Me: I’ll be the judge of that. This place looks like a giant empty room. What am I missing?

Pierre: The Bluff at Xanadu is a blank canvas onto which your daughter can paint her dreams. Our minimalist approach allows for the greatest level of customization, making each wedding a unique event.

Me: How much does it cost?

Pierre: A mere $10,000.

Me: Are you kidding? That’s great! Every other place we’ve looked at is twice that! What’s the deal?

Pierre: At The Bluff, we pride ourselves on our competitive pricing.

Me: Where do I sign??

Pam: Wait a minute dear...I have a few questions.

It’s at this point in the process that I’m reminded of just how overmatched I am by my wife when it comes to...how shall I say...um, thinking things through. That is to say, I’m clueless about the details of anything, and Pam’s brain is the place where the details of life live.

Pam: I don’t see any tables or chairs anywhere.

Pierre: Tables and chairs can be rented from our sister company, Xanadu Fulfilled.

Pam: Is there another room for the reception. I only see this one big room.

Pierre: No, after the ceremony, your guests will be escorted out into the veranda for cocktails while our expert and efficient staff transform this space into a reception room. It’s actually breathtaking to watch. We call it...the great room flip.

Pam: I see. What about the lighting? It seems rather stark.

Pierre: No worries, we offer a wide range of lighting options, everything from subtle amber to the great white way, and of course our neon night’s package..all for a slight upcharge.

Me: Wait...we have to pay extra for lights?

Pierre: A nominal charge...and well worth it, I must say, to set just the right ambient tone. There’s nothing worse than having the wrong lighting.

Me: I can think of something worse...having to pay for lighting.

Pam: I notice that there are two giant video screens in the room. I assume these are for slideshows of the bride and groom?

Pierre: Yes! And for a technology hookup fee your photographs will be displayed on only the highest HD resolution screen in the industry, absolutely cutting edge!

Me: Wait...a technology hookup fee? What the....

Pam: I notice that the veranda has no ceiling fans. Since our event will be in the middle of the summer, it might be quite hot, and with over a hundred people milling about our here for perhaps an hour, I’m concerned about the heat. Will you provide some oscillating fans to provide some cross ventilation?

Pierre: You know...I don’t think we’ve ever been asked that question before. I mean the veranda has a roof, so it’s not like your guests would be standing out in the sun. But, if you insist, I’m sure that Xanadu Fulfilled can rent you a fan or two.

Me: We have to rent fans???!!!

Pam: Honey, calm down.

Me: What about the bathrooms? Will there be toilet paper, or will we have to rent that too??  
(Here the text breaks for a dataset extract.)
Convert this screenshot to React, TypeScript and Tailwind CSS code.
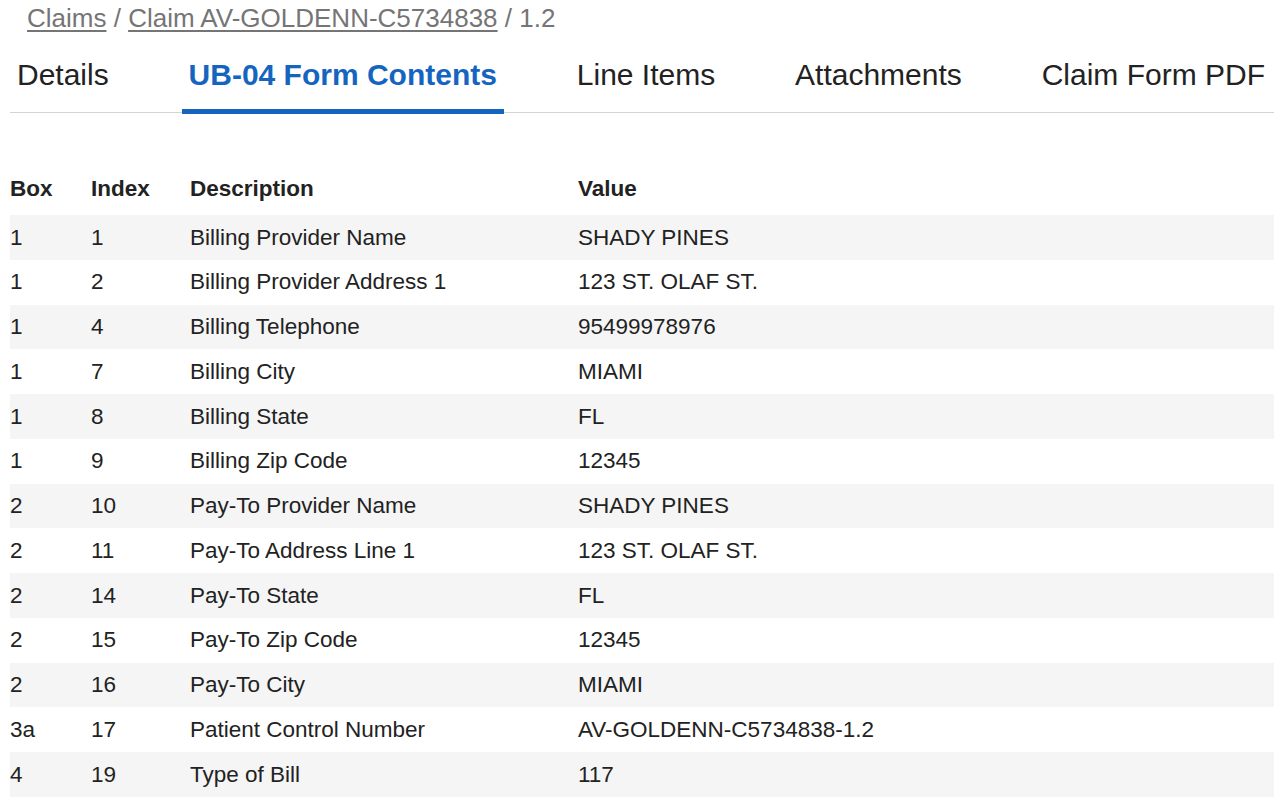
import React from "react";

type Row = {
  box: string;
  index: string;
  description: string;
  value: string;
};

const tabs = ["Details", "UB-04 Form Contents", "Line Items", "Attachments", "Claim Form PDF"];

const rows: Row[] = [
  { box: "1", index: "1", description: "Billing Provider Name", value: "SHADY PINES" },
  { box: "1", index: "2", description: "Billing Provider Address 1", value: "123 ST. OLAF ST." },
  { box: "1", index: "4", description: "Billing Telephone", value: "95499978976" },
  { box: "1", index: "7", description: "Billing City", value: "MIAMI" },
  { box: "1", index: "8", description: "Billing State", value: "FL" },
  { box: "1", index: "9", description: "Billing Zip Code", value: "12345" },
  { box: "2", index: "10", description: "Pay-To Provider Name", value: "SHADY PINES" },
  { box: "2", index: "11", description: "Pay-To Address Line 1", value: "123 ST. OLAF ST." },
  { box: "2", index: "14", description: "Pay-To State", value: "FL" },
  { box: "2", index: "15", description: "Pay-To Zip Code", value: "12345" },
  { box: "2", index: "16", description: "Pay-To City", value: "MIAMI" },
  { box: "3a", index: "17", description: "Patient Control Number", value: "AV-GOLDENN-C5734838-1.2" },
  { box: "4", index: "19", description: "Type of Bill", value: "117" },
];

export default function App() {
  const activeTab = "UB-04 Form Contents";

  return (
    <div className="min-h-screen bg-white pl-[10px] font-['Liberation_Sans',Arial,sans-serif] text-[#222]">
      {/* breadcrumb */}
      <div className="flex h-[36px] items-center pl-[17px] text-[26px] text-[#757575]">
        <a href="#" className="underline underline-offset-[3px]">
          Claims
        </a>
        <span className="whitespace-pre"> / </span>
        <a href="#" className="underline underline-offset-[3px]">
          Claim AV-GOLDENN-C5734838
        </a>
        <span className="whitespace-pre"> / 1.2</span>
      </div>

      {/* tabs */}
      <nav className="flex items-center justify-between border-b border-[#cfd6d6] pr-[2px]">
        {tabs.map((tab) => {
          const active = tab === activeTab;
          return (
            <button
              key={tab}
              className={
                active
                  ? "relative flex h-[76px] items-center px-[7px] text-[30px] font-bold text-[#1565c0]"
                  : "relative flex h-[76px] items-center px-[7px] text-[30px] text-[#222]"
              }>
              {tab}
              {active && <span className="absolute right-0 bottom-[-2px] left-0 h-[5px] bg-[#1565c0]" />}
            </button>
          );
        })}
      </nav>

      {/* form contents table */}
      <div className="mt-[53px] text-[22.5px]">
        <div className="grid h-[49px] grid-cols-[81px_99px_388px_1fr] items-center pb-[4px] font-bold">
          <div>Box</div>
          <div>Index</div>
          <div>Description</div>
          <div>Value</div>
        </div>
        {rows.map((row, i) => (
          <div
            key={row.index}
            className={
              i % 2 === 0
                ? "grid h-[44.75px] grid-cols-[81px_99px_388px_1fr] items-center bg-[#f5f5f5]"
                : "grid h-[44.75px] grid-cols-[81px_99px_388px_1fr] items-center"
            }>
            <div>{row.box}</div>
            <div>{row.index}</div>
            <div>{row.description}</div>
            <div>{row.value}</div>
          </div>
        ))}
      </div>
    </div>
  );
}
Pierre: Only the finest four-ply, imported toilet paper from Singapore is included at no extra charge.

Me: As Ronald Reagan once said...Trust, but verify...so I want to see these bathrooms.

Pierre: Certainly...second door on the right.

Me: Wait a minute...these are pay toilets!!

Pierre: The Bluff at Xanadu is an environmentally-sensitive site. We try to limit, where possible, the overuse of water and have found that adding a charge for bathroom services helps people to make more rational decisions on how often they use the facility.

Me: But, there’s an ATM machine in here? How much are these toilets??

Pierre: $10 per flush.

Me: Are you freaking kidding me???

Pierre: We do offer senior citizen discounts, as well as quantity discounts, for the heavy drinkers in your party.

Pam: Pierre, according to my calculations, the cost of your venue has now doubled from your original price of $10,000.

Pierre: And aren’t the memories you will make here worth any price??